Data block
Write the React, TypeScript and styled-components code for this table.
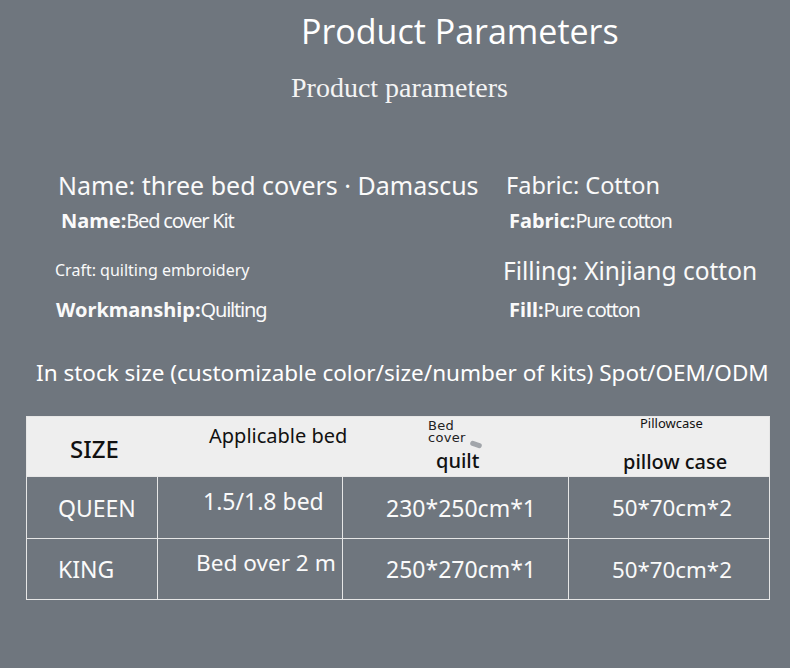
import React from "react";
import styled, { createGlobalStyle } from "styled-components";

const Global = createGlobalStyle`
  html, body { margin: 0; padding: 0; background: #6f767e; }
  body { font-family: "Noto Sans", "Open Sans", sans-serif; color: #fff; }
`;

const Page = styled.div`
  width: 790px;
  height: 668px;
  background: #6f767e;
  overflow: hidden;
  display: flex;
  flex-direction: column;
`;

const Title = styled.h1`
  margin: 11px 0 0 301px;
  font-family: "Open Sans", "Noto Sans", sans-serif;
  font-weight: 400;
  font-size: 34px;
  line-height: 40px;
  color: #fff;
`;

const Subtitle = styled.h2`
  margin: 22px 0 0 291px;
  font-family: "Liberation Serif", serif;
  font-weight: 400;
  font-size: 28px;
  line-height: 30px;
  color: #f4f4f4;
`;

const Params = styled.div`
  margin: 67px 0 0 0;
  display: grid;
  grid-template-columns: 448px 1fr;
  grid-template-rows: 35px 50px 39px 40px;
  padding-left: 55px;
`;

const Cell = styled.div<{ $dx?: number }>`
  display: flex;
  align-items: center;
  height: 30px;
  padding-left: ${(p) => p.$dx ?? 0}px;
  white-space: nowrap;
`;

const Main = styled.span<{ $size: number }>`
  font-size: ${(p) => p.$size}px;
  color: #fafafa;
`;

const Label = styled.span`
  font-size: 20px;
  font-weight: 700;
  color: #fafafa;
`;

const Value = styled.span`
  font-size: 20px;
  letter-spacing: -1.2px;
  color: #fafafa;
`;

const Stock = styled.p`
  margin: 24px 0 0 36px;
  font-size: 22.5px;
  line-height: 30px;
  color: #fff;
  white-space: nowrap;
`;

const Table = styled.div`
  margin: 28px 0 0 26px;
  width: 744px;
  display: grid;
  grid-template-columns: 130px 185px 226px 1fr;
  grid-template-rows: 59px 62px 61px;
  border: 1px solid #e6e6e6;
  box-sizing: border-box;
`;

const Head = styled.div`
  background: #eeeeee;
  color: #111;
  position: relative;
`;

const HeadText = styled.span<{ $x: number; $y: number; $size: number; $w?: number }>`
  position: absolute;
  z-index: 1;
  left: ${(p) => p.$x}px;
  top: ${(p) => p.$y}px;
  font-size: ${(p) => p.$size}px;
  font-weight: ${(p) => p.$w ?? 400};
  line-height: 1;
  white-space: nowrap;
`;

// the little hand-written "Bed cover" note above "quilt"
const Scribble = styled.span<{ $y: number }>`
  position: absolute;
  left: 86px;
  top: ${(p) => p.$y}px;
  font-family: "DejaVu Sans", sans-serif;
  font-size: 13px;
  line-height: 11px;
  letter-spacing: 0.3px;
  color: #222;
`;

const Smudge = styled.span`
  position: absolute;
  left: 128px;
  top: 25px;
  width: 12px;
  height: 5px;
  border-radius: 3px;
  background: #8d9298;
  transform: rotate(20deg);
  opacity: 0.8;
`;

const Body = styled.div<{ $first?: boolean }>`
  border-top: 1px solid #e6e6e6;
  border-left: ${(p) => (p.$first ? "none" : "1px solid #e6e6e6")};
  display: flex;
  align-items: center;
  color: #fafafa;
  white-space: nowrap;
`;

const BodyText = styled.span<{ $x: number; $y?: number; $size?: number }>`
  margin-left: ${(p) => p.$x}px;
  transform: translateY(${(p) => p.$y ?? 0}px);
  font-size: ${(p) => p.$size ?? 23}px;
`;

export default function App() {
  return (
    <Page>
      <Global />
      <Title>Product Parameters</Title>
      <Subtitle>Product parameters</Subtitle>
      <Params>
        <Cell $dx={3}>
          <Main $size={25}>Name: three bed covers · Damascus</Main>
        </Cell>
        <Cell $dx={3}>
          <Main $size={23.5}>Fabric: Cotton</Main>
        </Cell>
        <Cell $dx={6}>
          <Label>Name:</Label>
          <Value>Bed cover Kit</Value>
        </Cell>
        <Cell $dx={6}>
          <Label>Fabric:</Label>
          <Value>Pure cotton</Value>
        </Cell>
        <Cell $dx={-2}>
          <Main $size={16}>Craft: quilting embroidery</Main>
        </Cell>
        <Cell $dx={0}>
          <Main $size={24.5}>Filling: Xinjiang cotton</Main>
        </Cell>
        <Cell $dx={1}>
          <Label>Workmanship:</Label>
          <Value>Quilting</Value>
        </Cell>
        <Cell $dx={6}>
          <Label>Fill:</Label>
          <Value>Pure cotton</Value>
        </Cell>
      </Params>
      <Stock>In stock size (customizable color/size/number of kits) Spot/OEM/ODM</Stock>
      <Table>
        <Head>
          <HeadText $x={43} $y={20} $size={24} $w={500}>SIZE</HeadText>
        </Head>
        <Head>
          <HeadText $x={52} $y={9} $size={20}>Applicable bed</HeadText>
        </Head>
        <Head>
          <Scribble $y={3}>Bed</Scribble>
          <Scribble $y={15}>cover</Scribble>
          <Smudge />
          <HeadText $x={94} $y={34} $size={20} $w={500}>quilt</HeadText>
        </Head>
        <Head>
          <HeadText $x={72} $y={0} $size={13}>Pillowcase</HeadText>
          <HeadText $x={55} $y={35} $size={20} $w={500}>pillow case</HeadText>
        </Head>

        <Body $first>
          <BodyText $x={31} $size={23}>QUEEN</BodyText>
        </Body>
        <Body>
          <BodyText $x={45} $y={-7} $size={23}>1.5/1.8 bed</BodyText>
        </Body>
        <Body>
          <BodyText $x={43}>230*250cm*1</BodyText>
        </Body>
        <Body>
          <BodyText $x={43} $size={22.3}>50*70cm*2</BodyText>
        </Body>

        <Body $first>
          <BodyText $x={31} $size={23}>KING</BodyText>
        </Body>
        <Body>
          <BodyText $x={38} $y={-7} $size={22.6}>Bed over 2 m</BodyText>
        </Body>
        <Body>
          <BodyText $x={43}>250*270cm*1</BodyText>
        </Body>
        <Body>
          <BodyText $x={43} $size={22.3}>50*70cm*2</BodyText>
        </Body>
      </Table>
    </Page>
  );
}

Aim of the task
Which lines in the listing above hold the word "React"? Show each of them.

Result of this exercise
Write the React, TypeScript and styled-components code for this table.
import React from "react";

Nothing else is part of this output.